Reputation: 2016
I am a bit stuck and hope you can help.
I am trying to count the total lines within files in a directory (and all sub directories).
So we get data in hourly, which is partitioned into folders like this
DATE>HOUR>COMPANY
So, I want to do a count for all files within a date and hence need to count the lines in all files within all directories.
I can do this for a single file with the below, but I have been unable to make a multi file one work
Can anyone advise :)
count = len(open('Desktop/travel.csv').readlines( ))

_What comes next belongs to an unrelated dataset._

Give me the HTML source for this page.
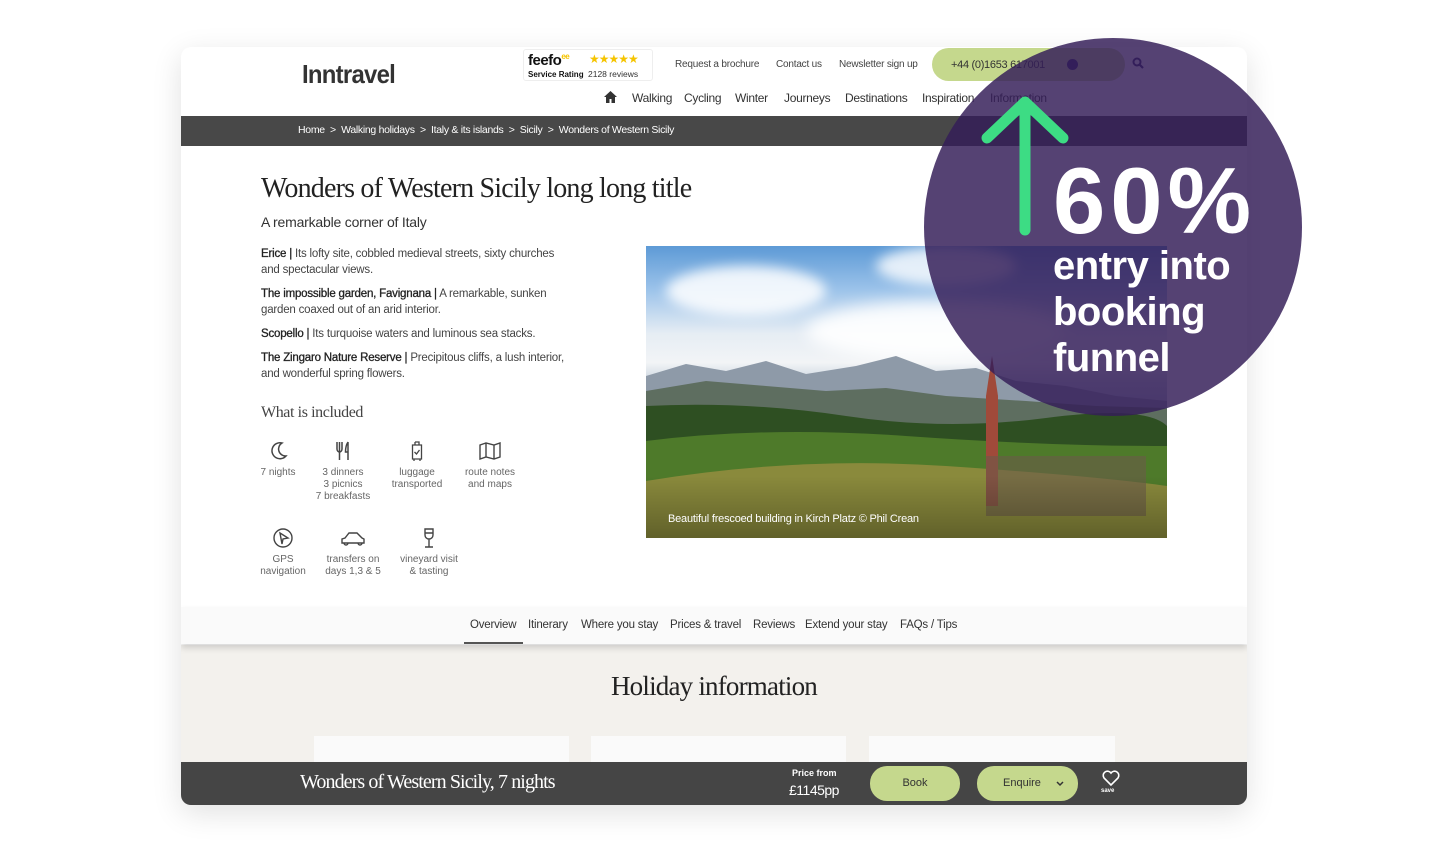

Thisis what I tried for all files:
In [11]: os.chdir(Desktop)
...: names={}
...: count= 0
...: for fn in glob.glob(‘*.csv’):
...: countfile = len(open(f).readlines( ))

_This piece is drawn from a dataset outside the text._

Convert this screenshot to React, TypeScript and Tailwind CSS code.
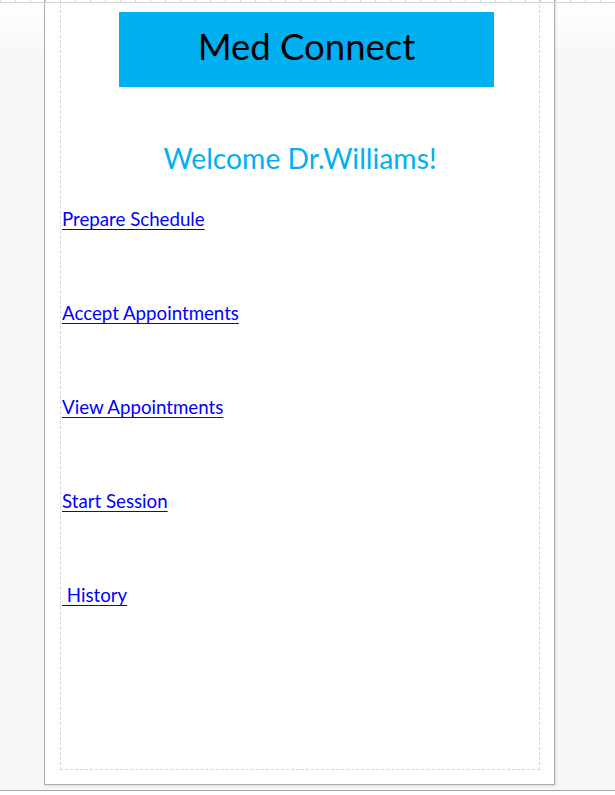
import React from "react";

const links = ["Prepare Schedule", "Accept Appointments", "View Appointments", "Start Session", "\u00a0History"];

export default function App() {
  return (
    <div className="relative w-[615px] h-[795px] overflow-hidden bg-[linear-gradient(180deg,#ffffff_0px,#f7f7f7_60px,#f7f7f7_100%)] flex flex-col" style={{ fontFamily: "Lato, 'Open Sans', sans-serif" }}>
      <div className="ml-[44px] w-[511px] h-[785px] shrink-0 bg-white border-x border-b border-[#a9b0ba] shadow-[1px_1px_2px_rgba(0,0,0,0.12)] pl-[15px] pr-[14px] pb-[14px]">
        <div className="h-full border-x border-b border-dashed border-[#d6d6d6] flex flex-col">
          <div className="mt-[12px] ml-[58px] w-[375px] h-[75px] bg-[#00b0f0] pt-[16px] text-center text-[36.5px] leading-none text-black">
            Med Connect
          </div>
          <div className="mt-[57px] text-center text-[28.3px] leading-none text-[#00b0f0]">Welcome Dr.Williams!</div>
          <div className="mt-[38px] pl-[1px] flex flex-col gap-[75.3px]">
            {links.map((l) => (
              <a key={l} href="#" className="self-start text-[18.7px] leading-none text-[#0000ff] underline underline-offset-[3px] decoration-1 whitespace-pre">
                {l}
              </a>
            ))}
          </div>
        </div>
      </div>
      <div className="mt-[5px] h-[1px] w-full bg-[#a6a6a6] shrink-0" />
      <div className="flex-1 bg-white" />
      <div className="absolute top-0 left-0 right-0 h-[3px] border-b border-[#d4d4d4] bg-[repeating-linear-gradient(90deg,#d4d4d4_0_1px,transparent_1px_15px)]" />
    </div>
  );
}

...: count = count + countfile
File "<ipython-input-11-2e1a69754276>", line 4
for fn in glob.glob(‘*.csv’):
But I get
for fn in glob.glob(‘*.csv’):
^
SyntaxError: invalid syntax
Upvotes: 1
Views: 64
Reputation: 2016
The first post was right, there was something strange with the formatting.
This works:
Thanks!!
In [21]: import os
...: import glob
...:
...: count= 0
...: for file in glob.glob('*.csv'):
...: countfile = len(open(file).readlines( ))
...: count = count + countfile
...:
In [22]: count
Out[22]: 709343
Upvotes: 1